The reading Subtleties of Color, Robert Simmon very clearly talks about the different ways in which color can be perceived and how it effects the way in which viewers interpret data. Humans view color in three different parts, hue, saturation, and lightness. Color has the ability to enhance data and draw the viewer in. It allows a simple visual to a possibly more complex story. By using color associations, a graph is able to build on what people already know and feel about a topic and emphasize it. For example, if a person was presented a graph about the ice caps melting and the colors used were blue and red, the person would automatically interpret that the red is indicative of heat and is a threat. If the graph was in black and white, it might not be as effective in conveying the emotion and the story.
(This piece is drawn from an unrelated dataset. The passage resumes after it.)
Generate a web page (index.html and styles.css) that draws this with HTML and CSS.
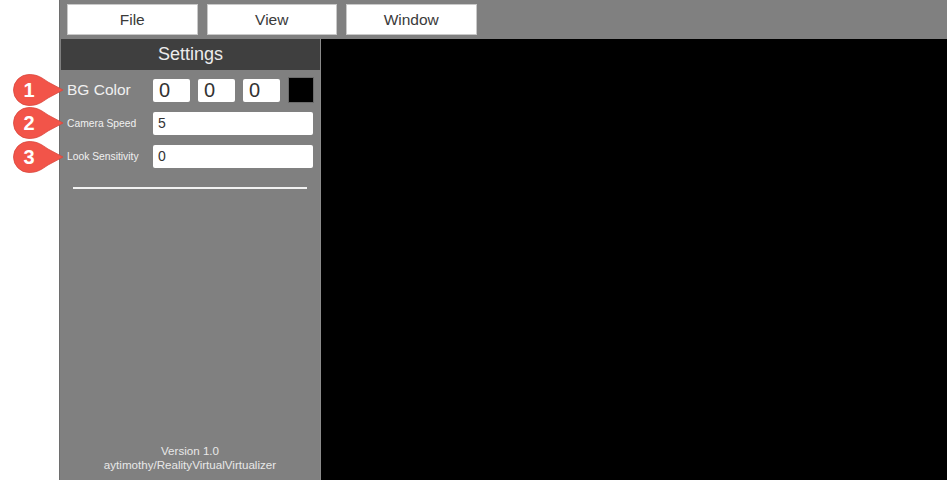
FILE: index.html
```html
<!DOCTYPE html>
<html>
<head>
<meta charset="utf-8">
<link rel="stylesheet" href="styles.css">
</head>
<body>
<div class="app">
  <div class="gutter"></div>
  <div class="main">
    <div class="menubar">
      <div class="menu-btn">File</div>
      <div class="menu-btn">View</div>
      <div class="menu-btn">Window</div>
    </div>
    <div class="content">
      <div class="panel">
        <div class="panel-title">Settings</div>
        <div class="rows">
          <div class="row">
            <div class="label big">BG Color</div>
            <div class="field small">0</div>
            <div class="field small">0</div>
            <div class="field small">0</div>
            <div class="swatch"></div>
          </div>
          <div class="row">
            <div class="label">Camera Speed</div>
            <div class="field wide">5</div>
          </div>
          <div class="row">
            <div class="label">Look Sensitivity</div>
            <div class="field wide">0</div>
          </div>
        </div>
        <div class="divider"></div>
        <div class="spacer"></div>
        <div class="footer">Version 1.0<br>aytimothy/RealityVirtualVirtualizer</div>
      </div>
      <div class="viewport"></div>
    </div>
  </div>
</div>
<div class="callout c1"><svg width="52" height="34" viewBox="0 0 52 34"><path d="M17 1.5 C26 1.5 30 5 36 9 L51 17 L36 25 C30 29 26 32.5 17 32.5 A15.5 15.5 0 0 1 17 1.5 Z" fill="#f25449" stroke="#d9463c" stroke-width="0.8"/></svg><span>1</span></div>
<div class="callout c2"><svg width="52" height="34" viewBox="0 0 52 34"><path d="M17 1.5 C26 1.5 30 5 36 9 L51 17 L36 25 C30 29 26 32.5 17 32.5 A15.5 15.5 0 0 1 17 1.5 Z" fill="#f25449" stroke="#d9463c" stroke-width="0.8"/></svg><span>2</span></div>
<div class="callout c3"><svg width="52" height="34" viewBox="0 0 52 34"><path d="M17 1.5 C26 1.5 30 5 36 9 L51 17 L36 25 C30 29 26 32.5 17 32.5 A15.5 15.5 0 0 1 17 1.5 Z" fill="#f25449" stroke="#d9463c" stroke-width="0.8"/></svg><span>3</span></div>
</body>
</html>
```
FILE: styles.css
```css
html, body {
  margin: 0;
  padding: 0;
  background: #ffffff;
  font-family: "Liberation Sans", Arial, sans-serif;
}
.app {
  display: flex;
  width: 947px;
  height: 480px;
  overflow: hidden;
}
.gutter {
  width: 59px;
  flex: none;
  background: #ffffff;
}
.main {
  flex: 1;
  display: flex;
  flex-direction: column;
  background: #808080;
  border-left: 1px solid #6e6e6e;
}
.menubar {
  height: 39px;
  flex: none;
  display: flex;
  align-items: flex-start;
  gap: 9px;
  padding: 4px 0 0 7px;
  box-sizing: border-box;
}
.menu-btn {
  width: 130.5px;
  height: 31px;
  background: #ffffff;
  border: 1px solid #c9c9c9;
  box-sizing: border-box;
  display: flex;
  align-items: center;
  justify-content: center;
  font-size: 15.5px;
  color: #3a3a3a;
}
.content {
  flex: 1;
  display: flex;
}
.panel {
  width: 260px;
  flex: none;
  display: flex;
  flex-direction: column;
  background: #808080;
}
.panel-title {
  height: 31px;
  margin-left: 1px;
  background: #3f3f3f;
  color: #ececec;
  font-size: 18px;
  display: flex;
  align-items: center;
  justify-content: center;
}
.rows {
  display: flex;
  flex-direction: column;
  padding: 8px 0 0 7px;
  gap: 9px;
}
.row {
  display: flex;
  align-items: center;
  height: 24px;
}
.label {
  width: 86px;
  flex: none;
  color: #f0f0f0;
  font-size: 10.3px;
}
.label.big {
  font-size: 15.5px;
}
.field {
  height: 23px;
  background: #ffffff;
  border-radius: 2px;
  box-sizing: border-box;
  padding-left: 5px;
  display: flex;
  align-items: center;
  color: #333;
  font-size: 14px;
}
.field.small {
  width: 37px;
  margin-right: 8px;
  font-size: 20px;
  padding-left: 6px;
}
.field.wide {
  width: 160px;
}
.swatch {
  width: 26px;
  height: 26px;
  background: #000;
  border: 1px solid #6a6a6a;
  box-sizing: border-box;
}
.divider {
  height: 2px;
  margin: 19px 13px 0 13px;
  background: #f2f2f2;
}
.spacer {
  flex: 1;
}
.footer {
  text-align: center;
  color: #e8e8e8;
  font-size: 11.6px;
  line-height: 14px;
  padding-bottom: 8px;
}
.viewport {
  flex: 1;
  background: #000000;
  border-left: 1px solid #8a8a8a;
}
.callout {
  position: absolute;
  left: 12px;
  width: 52px;
  height: 34px;
}
.callout svg {
  display: block;
}
.callout span {
  position: absolute;
  left: 2px;
  top: 0;
  width: 30px;
  height: 34px;
  display: flex;
  align-items: center;
  justify-content: center;
  color: #ffffff;
  font-weight: bold;
  font-size: 20px;
}
.c1 { top: 73px; }
.c2 { top: 106px; }
.c3 { top: 140px; }
```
Simmon brings up three different types of data and makes the point that different data needs to have different color treatments in order for the data to make the most sense. The three types of data that he mentions are sequential data, divergent data, and qualitative data. Sequential data is best suited with light to dark color palettes. Divergent data has a breaking point in the middle which should be a neutral color and the two sides of the point should be contrasting. Lastly, qualitative data divides data into categories and these categories should use color to distinctly differentiate. One example that I found really helpful with this reading was in section four when the author starts to describe how he used different aspects of color to treat a heat map of the world. By using colors that varied in hue and saturation, he was able to create an almost three dimensional plane that showed the difference in heat. It allowed some of the data to recede and other parts of the data to stand out. This contrast was very helpful when trying to decipher what the graph was about. Color is very important when applied to data and has the ability to either enhance it and create a strong graphic or hinder it and take away from the data. It is important to know how to use color correctly so one’s work can be taken to the next level.